A teenager walks next to the remains of his house, destroyed earlier this month during fighting in the city of Lysychansk in the Luhansk region of the Donbas, eastern Ukraine. Photo: Aris Messinis/AFP via Getty Images
Russian forces increased their assault on Lysychansk Monday as they tried to encircle the city in eastern Ukraine from the south, Ukrainian officials said.
Why it matters: It's the last city in the Luhansk region of the Donbas still under Ukrainian control after Ukraine's forces withdrew from Severodonetsk over the weekend after weeks of bombardment by Russia's military.
- The escalation came as Ukrainian President Volodymyr Zelensky was expected to press President Biden and other world leaders at the G7 summit via video link for more support as Russian forces attacked Ukraine on several fronts — including weekend airstrikes on the capital Kyiv.
What they're saying: "We need a powerful air defense — modern, fully effective," Zelensky said in an address published on the presidential website Sunday night. "Which can ensure complete protection against these missiles."
- "We talk about this every day with our partners. There are already some agreements. And partners need to move faster if they are really partners, not observers," he added.

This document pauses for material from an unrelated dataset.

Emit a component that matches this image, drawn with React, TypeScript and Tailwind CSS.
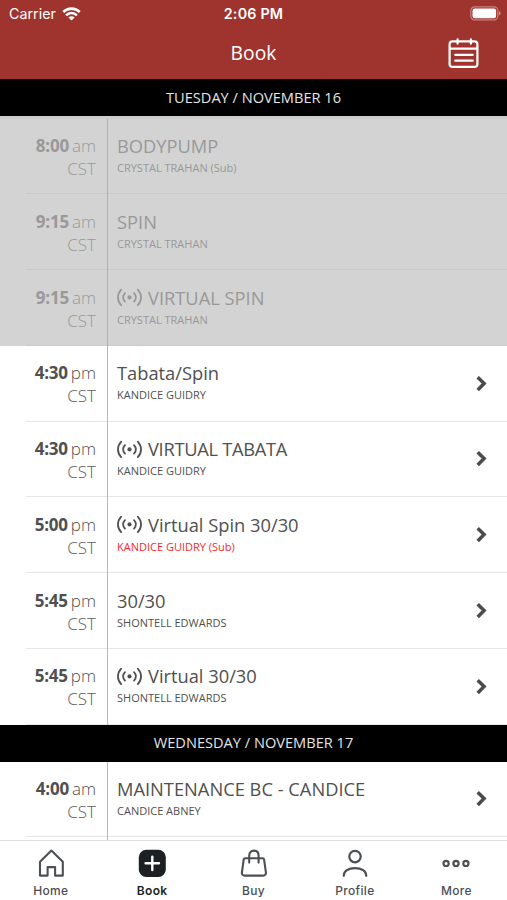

Where it stands: Luhansk region Gov. Serhiy Haidai said in a Telegram post on Monday that Russian forces had fired on a bus station, two churches and other buildings in Lysychansk.
- "Evacuation is becoming more difficult every day," he said in a later post.
- Russian-backed separatists claimed Russian troops had "entered Lysychansk from five directions and were isolating Ukrainian defenders," though Ukraine's officials did not mention this in their updates, per Reuters.
- Haidai said Russian forces were trying to "blockade the city from the south, destroying everything there is," but he added that Ukrainian troops were defending Lysychansk.
What to watch: While the main operational focus of Putin's forces remains the area in and around Lysychansk, "a week of consistently heavy shelling suggests Russia is now trying to gain momentum on the northern Izium axis," said a U.K. Defense Ministry intelligence report, in reference to the Kharkiv region city in eastern Ukraine.